The wives of some of the men of the 2nd Battalion 131st F. A. arranged to have a "Welcome Home" celebration in Wichita Falls, Texas on October 23, 1945. The idea "snow-balled" and all survivors that had returned to the U. S. (and could be located) were invited to attend. Such a good time was had at this Reunion, that it was decided to meet every year, on the weekend nearest August 15th. The first Reunion was designed to Honor the 2nd Battalion, 131st F. A. survivors, who had been nicknamed "TEXAS LOST BATTALION," by the news media of Texas, since that Battalion had disappeared when the Island of Java had surrendered. No one knew where they were, apparently including the War Department and nothing was heard from them for about three years. Of course, the people who arranged for the first reunion, did not know of the existence of the LISS Houston prisoners, but the oversight was put to right by Battalion personnel, who invited some of their "buddies" to the first Reunion and made them permanent members of the "Lost Battalion Association" at the next reunion and the Survivors of the USS Houston (CA-30) voted to become a part of the Association.

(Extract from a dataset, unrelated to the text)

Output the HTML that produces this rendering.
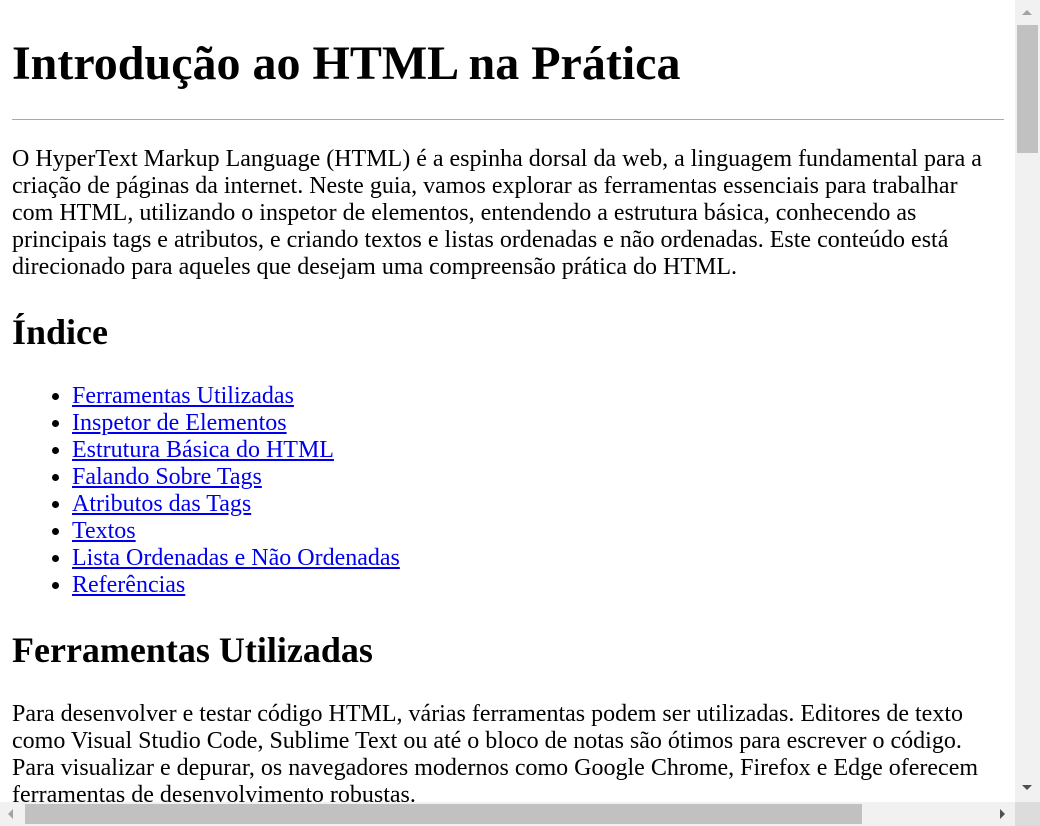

So, each year since 1945, the survivors of the POW "hell" along with their families, meet in August to keep their Bond of Brotherhood inviolate and to remember and pay honor to the 163 who died in Prison Camps and the 504 who have died since liberation and the 646 who died in action, in a futile effort to save Java. As of July 1, 1998, there were 236 of the men of the Lost Battalion Association left alive.

It may be of interest that, (1) the 2nd Battalion, 131st F. A., 36th Infantry Division (TNG) is the "Most Decorated Unit" in Texas of any War and (2) the Heavy Cruiser USS Houston (CA-301, is the "Most Decorated" vessel of it's class in the U. S. Fleet.